**WHAT TO PRODUCE:**
Repeat exactly the lines of the listing below, please, starting with the first and ending with the line containing "import React from 'react';"; leave out the rest.

**EXTRACTED DATA:**
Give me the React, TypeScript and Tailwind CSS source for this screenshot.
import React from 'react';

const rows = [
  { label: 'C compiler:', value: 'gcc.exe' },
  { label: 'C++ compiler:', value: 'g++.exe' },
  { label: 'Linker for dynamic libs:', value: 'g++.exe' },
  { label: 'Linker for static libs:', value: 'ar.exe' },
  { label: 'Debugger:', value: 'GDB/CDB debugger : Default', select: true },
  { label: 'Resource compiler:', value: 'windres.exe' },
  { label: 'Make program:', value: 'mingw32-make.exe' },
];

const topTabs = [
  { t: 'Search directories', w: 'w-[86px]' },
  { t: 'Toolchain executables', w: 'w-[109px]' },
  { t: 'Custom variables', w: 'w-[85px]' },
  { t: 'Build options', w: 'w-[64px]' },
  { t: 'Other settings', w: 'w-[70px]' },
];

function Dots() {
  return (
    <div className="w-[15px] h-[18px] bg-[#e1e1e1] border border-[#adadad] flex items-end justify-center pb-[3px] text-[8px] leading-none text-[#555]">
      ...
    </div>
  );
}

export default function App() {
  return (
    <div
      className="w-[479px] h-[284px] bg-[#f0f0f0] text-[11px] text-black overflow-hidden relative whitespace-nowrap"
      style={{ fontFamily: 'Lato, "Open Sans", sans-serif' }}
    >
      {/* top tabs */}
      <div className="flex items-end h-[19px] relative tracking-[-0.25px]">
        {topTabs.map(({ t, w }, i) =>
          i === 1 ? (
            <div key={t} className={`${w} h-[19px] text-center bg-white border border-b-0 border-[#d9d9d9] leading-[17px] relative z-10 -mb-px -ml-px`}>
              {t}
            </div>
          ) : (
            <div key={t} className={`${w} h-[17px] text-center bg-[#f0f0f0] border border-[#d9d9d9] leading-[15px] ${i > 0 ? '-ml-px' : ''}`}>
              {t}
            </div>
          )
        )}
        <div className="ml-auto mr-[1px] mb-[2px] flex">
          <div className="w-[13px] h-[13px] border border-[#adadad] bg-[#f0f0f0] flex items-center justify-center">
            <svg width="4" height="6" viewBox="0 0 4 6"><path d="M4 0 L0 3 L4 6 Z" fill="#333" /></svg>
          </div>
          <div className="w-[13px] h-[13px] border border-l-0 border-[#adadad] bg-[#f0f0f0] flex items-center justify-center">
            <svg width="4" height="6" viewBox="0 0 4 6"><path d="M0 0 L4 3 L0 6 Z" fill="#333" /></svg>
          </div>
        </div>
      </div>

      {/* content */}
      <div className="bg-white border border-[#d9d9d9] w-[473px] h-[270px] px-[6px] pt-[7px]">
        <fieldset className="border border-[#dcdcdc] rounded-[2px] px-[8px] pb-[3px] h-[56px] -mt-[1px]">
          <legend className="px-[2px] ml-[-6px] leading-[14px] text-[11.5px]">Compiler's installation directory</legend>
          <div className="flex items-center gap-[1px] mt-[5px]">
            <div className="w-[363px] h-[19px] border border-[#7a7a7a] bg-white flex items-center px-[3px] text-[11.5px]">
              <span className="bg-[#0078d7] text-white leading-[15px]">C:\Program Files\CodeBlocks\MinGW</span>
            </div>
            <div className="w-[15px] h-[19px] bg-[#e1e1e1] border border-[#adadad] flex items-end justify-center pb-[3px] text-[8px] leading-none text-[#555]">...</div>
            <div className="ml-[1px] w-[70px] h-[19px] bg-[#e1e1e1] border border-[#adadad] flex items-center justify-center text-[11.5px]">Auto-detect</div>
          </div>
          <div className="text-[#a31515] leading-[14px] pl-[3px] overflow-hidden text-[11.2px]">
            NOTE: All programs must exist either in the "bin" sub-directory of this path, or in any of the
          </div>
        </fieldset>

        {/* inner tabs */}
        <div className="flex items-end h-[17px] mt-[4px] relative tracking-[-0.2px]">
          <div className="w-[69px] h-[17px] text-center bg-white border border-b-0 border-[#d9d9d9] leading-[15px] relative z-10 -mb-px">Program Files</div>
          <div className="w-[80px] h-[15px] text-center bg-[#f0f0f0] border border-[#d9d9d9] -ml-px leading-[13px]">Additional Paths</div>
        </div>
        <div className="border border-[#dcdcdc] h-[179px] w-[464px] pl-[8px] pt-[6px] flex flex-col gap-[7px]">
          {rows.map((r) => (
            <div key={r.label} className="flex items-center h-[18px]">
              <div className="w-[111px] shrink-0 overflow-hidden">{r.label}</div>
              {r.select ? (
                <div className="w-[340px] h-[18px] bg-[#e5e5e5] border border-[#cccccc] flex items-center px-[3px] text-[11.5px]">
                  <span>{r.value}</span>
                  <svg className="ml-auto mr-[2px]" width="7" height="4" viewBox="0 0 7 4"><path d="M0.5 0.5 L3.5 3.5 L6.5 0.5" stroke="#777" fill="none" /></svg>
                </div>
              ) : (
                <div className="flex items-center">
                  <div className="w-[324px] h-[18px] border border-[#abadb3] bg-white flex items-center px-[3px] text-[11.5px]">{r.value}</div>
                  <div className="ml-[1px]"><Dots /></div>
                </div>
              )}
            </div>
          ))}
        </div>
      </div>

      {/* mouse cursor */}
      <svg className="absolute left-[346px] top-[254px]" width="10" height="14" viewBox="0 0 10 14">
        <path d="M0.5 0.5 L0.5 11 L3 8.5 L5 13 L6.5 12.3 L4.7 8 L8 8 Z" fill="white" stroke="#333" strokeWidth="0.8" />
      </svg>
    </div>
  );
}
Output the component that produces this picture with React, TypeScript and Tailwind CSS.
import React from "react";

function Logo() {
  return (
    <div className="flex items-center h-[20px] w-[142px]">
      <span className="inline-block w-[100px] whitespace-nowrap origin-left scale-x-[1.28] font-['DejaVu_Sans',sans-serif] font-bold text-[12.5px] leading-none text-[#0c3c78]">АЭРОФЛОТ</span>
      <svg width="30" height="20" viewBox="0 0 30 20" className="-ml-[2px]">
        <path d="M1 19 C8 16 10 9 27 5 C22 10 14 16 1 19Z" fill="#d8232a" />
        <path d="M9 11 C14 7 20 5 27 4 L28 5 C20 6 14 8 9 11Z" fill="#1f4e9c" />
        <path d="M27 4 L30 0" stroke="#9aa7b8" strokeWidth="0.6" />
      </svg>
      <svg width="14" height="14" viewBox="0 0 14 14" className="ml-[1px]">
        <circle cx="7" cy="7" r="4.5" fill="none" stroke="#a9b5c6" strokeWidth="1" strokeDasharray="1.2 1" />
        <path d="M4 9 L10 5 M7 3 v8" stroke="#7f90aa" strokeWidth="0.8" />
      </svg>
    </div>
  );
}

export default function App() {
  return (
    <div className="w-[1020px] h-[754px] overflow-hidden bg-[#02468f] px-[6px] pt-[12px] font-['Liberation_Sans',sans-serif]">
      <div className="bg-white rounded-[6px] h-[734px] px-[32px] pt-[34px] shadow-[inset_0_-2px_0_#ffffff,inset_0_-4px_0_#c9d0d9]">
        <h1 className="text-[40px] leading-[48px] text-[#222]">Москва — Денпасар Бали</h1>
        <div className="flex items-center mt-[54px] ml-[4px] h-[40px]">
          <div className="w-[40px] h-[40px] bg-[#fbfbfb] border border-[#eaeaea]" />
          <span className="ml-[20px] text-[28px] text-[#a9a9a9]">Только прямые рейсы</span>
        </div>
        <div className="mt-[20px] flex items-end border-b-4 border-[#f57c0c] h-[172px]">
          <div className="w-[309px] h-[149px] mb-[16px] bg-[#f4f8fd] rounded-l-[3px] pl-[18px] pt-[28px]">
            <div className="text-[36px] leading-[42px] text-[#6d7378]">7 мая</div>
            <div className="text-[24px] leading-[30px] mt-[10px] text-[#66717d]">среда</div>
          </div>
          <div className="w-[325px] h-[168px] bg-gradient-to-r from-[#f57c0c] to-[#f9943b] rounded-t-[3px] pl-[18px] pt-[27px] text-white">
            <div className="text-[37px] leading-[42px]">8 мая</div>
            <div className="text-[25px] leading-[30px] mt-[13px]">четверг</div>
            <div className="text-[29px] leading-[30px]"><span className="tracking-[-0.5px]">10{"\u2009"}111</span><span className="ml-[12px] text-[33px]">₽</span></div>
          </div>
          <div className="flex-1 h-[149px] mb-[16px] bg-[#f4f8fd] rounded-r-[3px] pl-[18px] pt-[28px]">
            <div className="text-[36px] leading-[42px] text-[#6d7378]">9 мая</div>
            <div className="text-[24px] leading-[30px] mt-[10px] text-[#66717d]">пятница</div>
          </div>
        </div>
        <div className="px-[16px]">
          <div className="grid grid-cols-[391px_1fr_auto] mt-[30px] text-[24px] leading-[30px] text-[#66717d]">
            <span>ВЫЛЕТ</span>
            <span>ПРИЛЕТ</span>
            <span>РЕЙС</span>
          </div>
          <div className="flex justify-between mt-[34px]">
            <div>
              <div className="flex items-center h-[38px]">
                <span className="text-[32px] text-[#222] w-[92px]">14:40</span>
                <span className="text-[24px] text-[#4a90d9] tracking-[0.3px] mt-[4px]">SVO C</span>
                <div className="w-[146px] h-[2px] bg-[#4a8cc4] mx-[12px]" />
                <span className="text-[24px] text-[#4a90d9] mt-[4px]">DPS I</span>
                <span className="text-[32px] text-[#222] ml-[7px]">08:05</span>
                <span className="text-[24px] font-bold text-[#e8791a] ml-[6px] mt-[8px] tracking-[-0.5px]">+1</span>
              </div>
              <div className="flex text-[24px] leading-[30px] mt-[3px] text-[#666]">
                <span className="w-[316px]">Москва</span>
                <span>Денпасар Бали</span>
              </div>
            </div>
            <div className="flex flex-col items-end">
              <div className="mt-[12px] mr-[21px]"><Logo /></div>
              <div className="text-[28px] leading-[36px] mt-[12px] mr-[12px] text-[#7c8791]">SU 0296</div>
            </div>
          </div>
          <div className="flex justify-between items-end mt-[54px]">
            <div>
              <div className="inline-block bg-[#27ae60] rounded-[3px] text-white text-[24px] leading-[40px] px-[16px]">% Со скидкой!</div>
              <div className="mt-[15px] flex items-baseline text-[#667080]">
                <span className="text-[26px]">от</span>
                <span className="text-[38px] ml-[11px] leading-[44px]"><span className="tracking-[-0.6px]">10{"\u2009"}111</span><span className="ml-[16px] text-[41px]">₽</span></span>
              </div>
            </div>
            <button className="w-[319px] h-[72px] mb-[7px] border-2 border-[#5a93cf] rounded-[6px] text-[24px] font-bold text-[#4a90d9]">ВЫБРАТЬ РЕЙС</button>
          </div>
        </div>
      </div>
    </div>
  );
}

**FINAL ANSWER:**
Give me the React, TypeScript and Tailwind CSS source for this screenshot.
import React from 'react';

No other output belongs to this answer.